Based on my 20 years of experience as an IT System Administrator, and multiple industry certifications (both hardware and software) I believed that I was qualified to challenge your claim.
College professors are the biggest dorks out there (after IEEE engineers)... and it does not surprise me that one would be preaching bogus information as if it were gospel and that his minion sheep would not challenge his false claim. They often are very knowledgeable in a very narrow area, but in their minds that expertise is wider than it really is.
Maybe you can get your money back?
The facts is that hard drives are on the space shuttle... they can take some movement.

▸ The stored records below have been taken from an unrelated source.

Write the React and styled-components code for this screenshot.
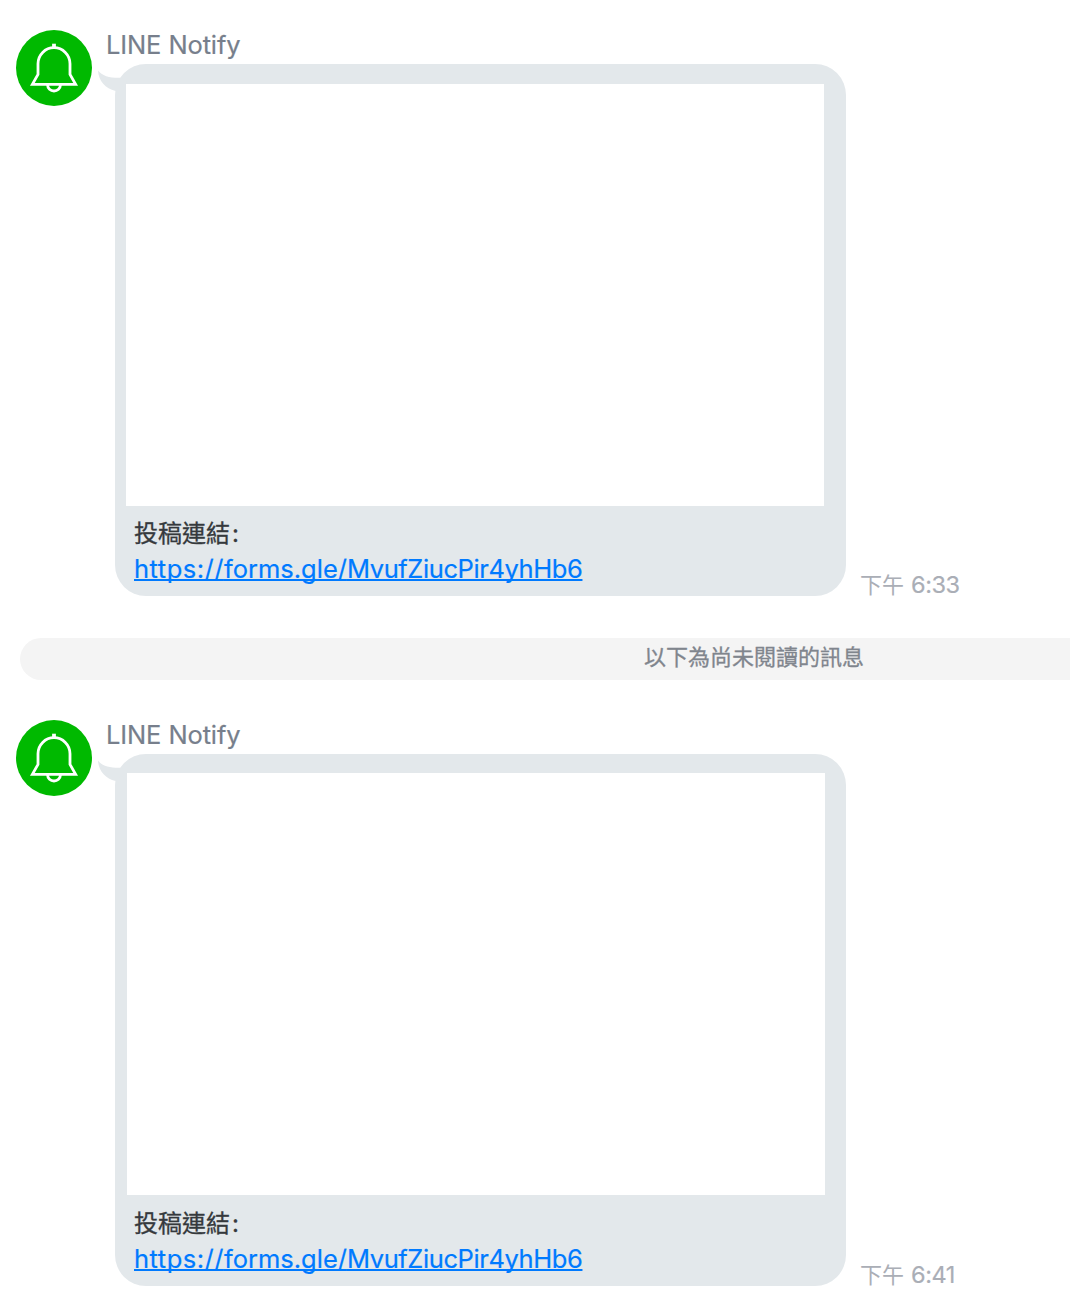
import React from 'react';
import styled, { createGlobalStyle } from 'styled-components';

const GlobalStyle = createGlobalStyle`
  * { box-sizing: border-box; }
  body {
    margin: 0;
    background: #fff;
    overflow: hidden;
    font-family: Inter, "Noto Sans CJK TC", sans-serif;
  }
`;

const Chat = styled.main`
  display: flex;
  flex-direction: column;
  height: 1312px;
  padding-top: 30px;
  background: #fff;
  overflow: hidden;
`;

const Message = styled.article`
  display: flex;
  align-items: flex-start;
  height: 566px;
  padding-left: 16px;
`;

const Avatar = styled.svg`
  flex: none;
  width: 76px;
  height: 76px;
`;

const Body = styled.div`
  margin-left: 14px;
`;

const Sender = styled.div`
  height: 34px;
  line-height: 30px;
  font-size: 25.5px;
  letter-spacing: -0.12px;
  color: #777f8c;
  -webkit-text-stroke: 0.2px currentColor;
  white-space: nowrap;
`;

const BubbleRow = styled.div`
  display: flex;
  align-items: flex-end;
  margin-left: 9px;
`;

const Bubble = styled.div`
  position: relative;
  display: flex;
  flex-direction: column;
  width: 731px;
  height: 532px;
  padding: ${({ $inset }) => `${$inset.top}px 0 0 ${$inset.left}px`};
  border-radius: 31px;
  background: #e3e8eb;
`;

const Tail = styled.svg`
  position: absolute;
  left: -17px;
  top: 6px;
  width: 30px;
  height: 24px;
`;

const Picture = styled.div`
  flex: none;
  width: 698px;
  height: 422px;
  background: #fff;
`;

const Caption = styled.div`
  margin-top: ${({ $shift }) => 10 + $shift.y}px;
  margin-left: ${({ $shift }) => 8 + $shift.x}px;
  color: #35393d;
  font-size: 24px;
  line-height: 36px;
  white-space: nowrap;
`;

const Label = styled.div`
  height: 35px;
  -webkit-text-stroke: 0.3px currentColor;
`;

const Colon = styled.span`
  margin-left: 2px;
`;

const Link = styled.a`
  display: block;
  width: max-content;
  height: 36px;
  font-size: 25.5px;
  line-height: 36px;
  color: #007aff;
  -webkit-text-stroke: 0.2px currentColor;
  text-decoration: underline;
  text-decoration-thickness: 2px;
  text-underline-offset: 1px;
  text-decoration-skip-ink: none;
`;

const Part = styled.span`
  letter-spacing: ${({ $track }) => $track}px;
`;

const Time = styled.time`
  margin: 0 0 -4px 14px;
  display: flex;
  align-items: baseline;
  gap: 7px;
  color: #aaaeb6;
  font-size: 22px;
  line-height: 30px;
  white-space: nowrap;
`;

const Clock = styled.span`
  font-size: 23.5px;
  letter-spacing: -0.45px;
  -webkit-text-stroke: 0.2px currentColor;
`;

const Unread = styled.div`
  flex: none;
  display: flex;
  align-items: center;
  justify-content: center;
  width: 1468px;
  height: 42px;
  margin: 42px 0 40px 20px;
  padding-bottom: 4px;
  border-radius: 21px;
  background: #f4f4f4;
  color: #80858d;
  font-size: 22px;
  line-height: 38px;
  -webkit-text-stroke: 0.3px currentColor;
`;

function BellAvatar() {
  return (
    <Avatar viewBox="0 0 76 76" aria-label="LINE Notify">
      <circle cx="38" cy="38" r="38" fill="#00b900" />
      <g fill="none" stroke="#fff" strokeWidth="2.8">
        <path d="M38 13.7V18" strokeWidth="3.8" />
        <path d="M22 44.5V33.7A16 16 0 0 1 54 33.7V44.5L59.6 54.3H16.4Z" />
        <path d="M31.6 55A6.4 6 0 0 0 44.4 55" />
      </g>
    </Avatar>
  );
}

function ChatMessage({ inset, hour }) {
  const shift = { x: 11 - inset.left, y: 20 - inset.top };
  return (
    <Message>
      <BellAvatar />
      <Body>
        <Sender>LINE Notify</Sender>
        <BubbleRow>
          <Bubble $inset={inset}>
            <Tail viewBox="0 0 30 24">
              <path
                d="M0 0.5C4 6 12 8 22 7.8L30 12L17.5 21C7.5 18.5 0.5 11 0 0.5Z"
                fill="#e3e8eb"
              />
            </Tail>
            <Picture />
            <Caption $shift={shift}>
              <Label>
                投稿連結<Colon>:</Colon>
              </Label>
              <Link href="https://forms.gle/MvufZiucPir4yhHb6">
                <Part $track={0.5}>https://</Part>
                <Part $track={0}>forms.gle/</Part>
                <Part $track={-0.4}>MvufZiucPir4yhHb6</Part>
              </Link>
            </Caption>
          </Bubble>
          <Time>
            下午<Clock>{hour}</Clock>
          </Time>
        </BubbleRow>
      </Body>
    </Message>
  );
}

export default function App() {
  return (
    <>
      <GlobalStyle />
      <Chat>
        <ChatMessage inset={{ top: 20, left: 11 }} hour="6:33" />
        <Unread>以下為尚未閱讀的訊息</Unread>
        <ChatMessage inset={{ top: 19, left: 12 }} hour="6:41" />
      </Chat>
    </>
  );
}
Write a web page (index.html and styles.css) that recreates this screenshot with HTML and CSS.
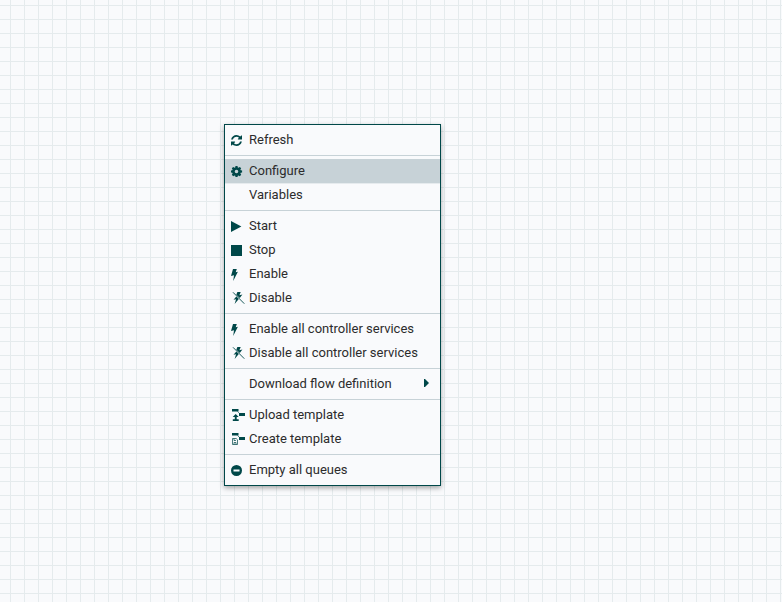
FILE: index.html
```html
<!DOCTYPE html>
<html lang="en">
<head>
<meta charset="utf-8">
<title>Flow canvas</title>
<link rel="stylesheet" href="styles.css">
</head>
<body>
<svg width="0" height="0" class="defs">
  <defs>
    <symbol id="bolt" viewBox="0 0 14 14"><path d="M3 2h3.800L5.700 5.200l2.200-.5L3.200 14l.8-5.800-3 .9z"/></symbol>
    <symbol id="bolt-off" viewBox="0 0 15 14"><path d="M7.400 1h3.300L9.400 4.200l3-.6-2.600 3.400L6.300 3.800zM6.300 5.600l2.500 2.500L4.600 13l1.500-4.700-2.600.5z"/><path d="M3 1.300l11.300 11.400" fill="none" stroke="currentColor" stroke-width=".9"/></symbol>
    <symbol id="refresh" viewBox="0 0 1536 1536"><path d="M1511 928q0 5-1 7-64 268-268 434.500T764 1536q-146 0-282.500-55T238 1324l-129 129q-19 19-45 19t-45-19-19-45V960q0-26 19-45t45-19h448q26 0 45 19t19 45-19 45l-137 137q71 66 161 102t187 36q134 0 250-65t186-179q11-17 53-117 8-23 30-23h192q13 0 22.500 9.500t9.500 22.500zm25-800v448q0 26-19 45t-45 19h-448q-26 0-45-19t-19-45 19-45l138-138Q969 256 768 256q-134 0-250 65T332 500q-11 17-53 117-8 23-30 23H50q-13 0-22.500-9.500T18 608v-7q65-268 270-434.500T768 0q146 0 284 55.500T1297 212l130-129q19-19 45-19t45 19 19 45z"/></symbol>
  </defs>
</svg>
<ul class="menu">
  <li class="item"><svg class="icon" viewBox="0 0 14 14"><use href="#refresh" x="1" y="2" width="11" height="11"/></svg><span>Refresh</span></li>
  <li class="divider"></li>
  <li class="item active"><svg class="icon" viewBox="0 0 14 14"><path fill-rule="evenodd" d="M5.500 2h2l.3 1.400.7.300 1.300-.8 1.400 1.400-.8 1.300.3.7 1.400.3v1.900l-1.400.3-.3.7.8 1.300-1.400 1.400-1.300-.8-.7.3-.3 1.400h-2l-.3-1.400-.7-.3-1.300.8-1.400-1.400.8-1.300-.3-.7L1 8.500V6.600l1.300-.3.3-.7-.8-1.300 1.400-1.400 1.300.8.7-.3zM6.500 5.700a1.800 1.800 0 1 0 0 3.600 1.800 1.800 0 0 0 0-3.600z"/></svg><span>Configure</span></li>
  <li class="item"><span class="icon"></span><span>Variables</span></li>
  <li class="divider"></li>
  <li class="item"><svg class="icon" viewBox="0 0 14 14"><path d="M1 2l10.400 5.500L1 13z"/></svg><span>Start</span></li>
  <li class="item"><svg class="icon" viewBox="0 0 14 14"><path d="M1 2h11v11H1z"/></svg><span>Stop</span></li>
  <li class="item"><svg class="icon"><use href="#bolt"/></svg><span>Enable</span></li>
  <li class="item"><svg class="icon wide"><use href="#bolt-off"/></svg><span>Disable</span></li>
  <li class="divider"></li>
  <li class="item"><svg class="icon"><use href="#bolt"/></svg><span>Enable all controller services</span></li>
  <li class="item"><svg class="icon wide"><use href="#bolt-off"/></svg><span>Disable all controller services</span></li>
  <li class="divider"></li>
  <li class="item"><span class="icon"></span><span>Download flow definition</span><svg class="caret" viewBox="0 0 5 8"><path d="M0 0h1l4 4-4 4H0z"/></svg></li>
  <li class="divider"></li>
  <li class="item"><svg class="icon wide" viewBox="0 0 15 14"><path d="M2 1h6.500v2.500H2zM9 5h6v3H9zM5.700 6l3 3H6.700v2.300h2V13H2.800v-1.700h2V9H2.700z"/><path d="M7.500 3.500l1.800 1.700" fill="none" stroke="currentColor" stroke-width=".6"/></svg><span>Upload template</span></li>
  <li class="item"><svg class="icon wide" viewBox="0 0 15 14"><path d="M2 1h6.500v2.500H2zM9 5h6v3H9z"/><path d="M7.500 3.500l1.800 1.700M2.500 6.500h3.700l1.300 1.300v4.700h-5zM4 6.500v2h2M4 12.500v-2h2v2" fill="none" stroke="currentColor" stroke-width=".7"/></svg><span>Create template</span></li>
  <li class="divider"></li>
  <li class="item"><svg class="icon" viewBox="0 0 14 14"><path fill-rule="evenodd" d="M6.500 2a5.500 5.500 0 1 0 0 11 5.500 5.500 0 0 0 0-11zM3.500 6.600h6v1.800h-6z"/></svg><span>Empty all queues</span></li>
</ul>
</body>
</html>
```
FILE: styles.css
```css
* {
  box-sizing: border-box;
}

body {
  margin: 0;
  height: 602px;
  padding: 124px 0 0 224px;
  overflow: hidden;
  background-color: #f9fafc;
  background-image:
    linear-gradient(to right, #e5ebed 1px, transparent 1px),
    linear-gradient(to bottom, #e5ebed 1px, transparent 1px);
  background-size: 14px 14px;
  background-position: 10px 5px;
  font: 13px/24px Roboto, "Liberation Sans", sans-serif;
  color: #2c2c2c;
}

.defs {
  display: block;
}

.menu {
  width: 217px;
  margin: 0;
  padding: 3px 0;
  list-style: none;
  background: #f9fafc;
  border: 1px solid #004849;
  box-shadow: 0 2px 5px rgba(0, 0, 0, 0.35);
}

.item {
  display: flex;
  align-items: center;
  height: 24px;
  padding: 0 11px 0 5px;
  white-space: nowrap;
}

.active {
  background: #c7d2d7;
  box-shadow: 0 1px 0 #e6ebee;
}

.divider {
  height: 1px;
  margin: 3px 0;
  background: #c7d2d7;
}

.icon {
  flex: none;
  width: 14px;
  height: 14px;
  margin-right: 5px;
  color: #004849;
  fill: #004849;
}

.wide {
  width: 15px;
  margin-right: 4px;
}

.caret {
  width: 5px;
  height: 8px;
  margin: 0 0 2px auto;
  fill: #004849;
}
```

What hurts HDD's is sudden G-Force shocks... like if you had dropped it while it was spinning. Just holding it and moving them around is no big deal.
When the platters are spinning the drive will resist your movement of it in a gyroscopic fashion... but that is not because there are gyroscopes in there. I would not have made my comments except that you proclaimed it as fact and then told us we just didn't know as much as you.... and them offered up some bogus google search as proof.
We can't have people being misled.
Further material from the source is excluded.